This past friday, something absolutely amazing occured. Before I get started, let me say first that most of my friends/family have no freakin clue what I do, much less understand to any degree how complex it _can_ be and in effect, don't care what I do, its "something with computers". Well, my girlfriend started to ask about it because she didn't understand why some of this stuff zaps my brainpower after a day at work. This was a mix of things that brought this on. 1, an ad on TV about "get a technical degree in multidirectional impact devices!" and 2, I had mentioned I was doing stuff with this really cool-named product, Ninject.
I know she's got the mindset to figure this stuff out and a little mind stretch is never bad so why not? I offered to show her the bare bones of programming, a simple (cringe) hello world website with the cliche button, textbox and label. No sweat, easy stuff, went very very smoothly and with a slightly concerned face, she looks at me and comments "this ...really isn't that hard" then something astonishing happened - she says "well, lets do something for the dogs, I want it to say who was a good dog today". Ok, so we removed the textbox with a dropdown and went along with that until "what if I want to say more than one dog was good? ...and can we make it say the other dogs were bad?". The ball was rolling at this point!
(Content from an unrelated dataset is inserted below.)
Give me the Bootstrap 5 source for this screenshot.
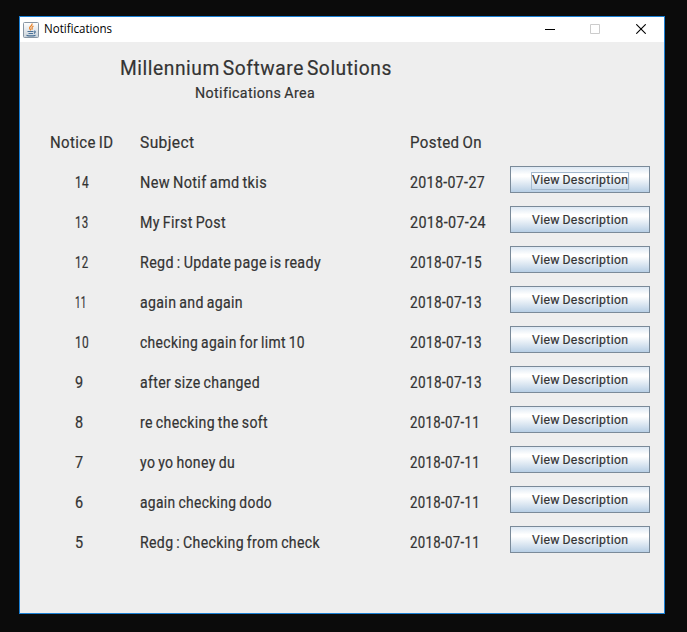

Did I mention we were using "best practices" in control names too (lbl = label, txt = textbox, etc)? That she was telling me? Correctly? The first time? She was getting it!
After a while, we ended up making a design decision that we would use a checkboxlist, run though the list, display which dog was good, which was bad now insert the astonishing comment "wait, if we have Buck and Kimber selected, the (verb) tenses won't be right ...we can't have it say Buck Kimber was a good dog. We'll have to do ...something that figures that out won't we? And can we put and in there when there's more than one selected? What about commas? Is that possible?" Where's the heavenly awe music when you need it??
We had to write an if statement to check the counts, make a decision and give us a string that was acceptable along with a flag that let us know if it was a good dog comment or bad dog comment. After about 2 hours, she was happy with what we'd created and was amazed at the level of complexity that something as "simple" as making a page say what dog was good and what dog wasn't. I also demonstarted that since we put in the work now, if we added 5 more dogs to the list, it didn't matter, it just worked. When we were finally done she commented, almostly slyly "I'll never look at checkboxes the same ever again" - HA!